Friday, April 20, 2012

The Other Face of the Lucrative

My dream to go beyond the self started as a childhood fascination with titles placed before names. My goal was to be called an “Atty.” I wanted to go to court, wear corporate clothes with a robe and firmly hold the gavel as if it was the world I absolutely owned.  I found it awesome to drive a car with “lawyer” on its plate. I knew that a judge held power and I thought that the possession of power was extremely important in a person’s existence. It was not until I was an active member of an organization in college that I realized there was more to becoming a lawyer than its lucrative representations.
In college, I was part of an organization-publication which was different from typical campus journalism because it catered to the marginal sectors of the society. I attended events to immerse myself with the experiences of vendors and daily wage workers. Some jeepney drivers worked for 14 hours but still went home with nothing after spending for gas and boundary. Boundary is the certain amount paid by drivers to the owners of the jeepneys they rent. I have walked with the Sumilao farmers with the firm belief that their efforts were leading somewhere just. These people owed the lawyers who helped them draft letters and negotiate with the legal issues of their aim. I wanted to become a lawyer and help the people victimized by laws twisted in a legal manner.
I plan to become a labor lawyer. I would be able to make a living while experiencing self-fulfilment with what I do. I could be an agent working on ripples of changes in the mismanaged legal system. Small positive changes are essential because the “Ms. Universe concept of world peace” is not created by a superhero and does not happen overnight. It is important to have a proactive and continuous movement towards a certain goal.
My quest to becoming a lawyer requires courage to face the daily struggles, especially when I had to give up things to dedicate more time to studying. Law school is not a walk in the park but it is a walk worth a stroll.
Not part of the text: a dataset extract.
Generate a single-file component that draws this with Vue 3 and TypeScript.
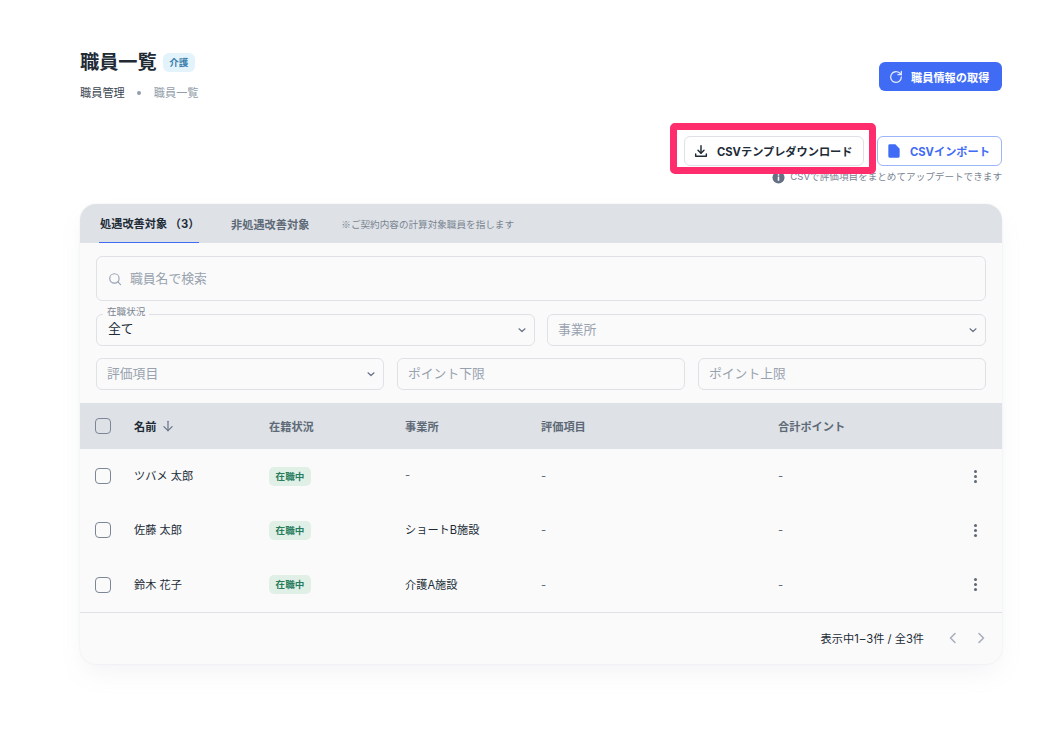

Law school made me experience firsthand the tales of sleepless nights, state of nervousness during recitations, entire days spent reading books. I used to question the necessity of deprivation of the joys in life just because I wanted to do something noble. In spite of the inevitable challenges attached to pursuing a legal education, there is still the urge within me to continue taking up the subjects until I pass the bar.
As a young adult who has grown from too much idealism, I realized that nobility does not necessarily come with education. Academic degrees do not equate to more capability of alleviating the world’s condition. On the contrary, educational attainment has been used by some powerful people to corrupt more power and benefit themselves. In spite of the realization that I have been disillusioned by the profession I have always looked up to, I still find lawyering as my best way of going beyond to be of service to others.
by Frances Lipnica Pabilane

2 comments:

  1. :) Inspiring Chikit! :) I agree with you on so many levels in this post, especially this one:

    "Small positive changes are essential because the “Ms. Universe concept of world peace” is not created by a superhero and does not happen overnight."

    Super true! Our fellowmen complain about not seeing change but what they don't know is that change is not that easy. In all its complications and unsolved mysteries, I hope for the Philippines. :) And knowing that there are other people out there who are also pursuing the same makes it all the better. In meme speak, FAITH IN HUMANITY RESTORED!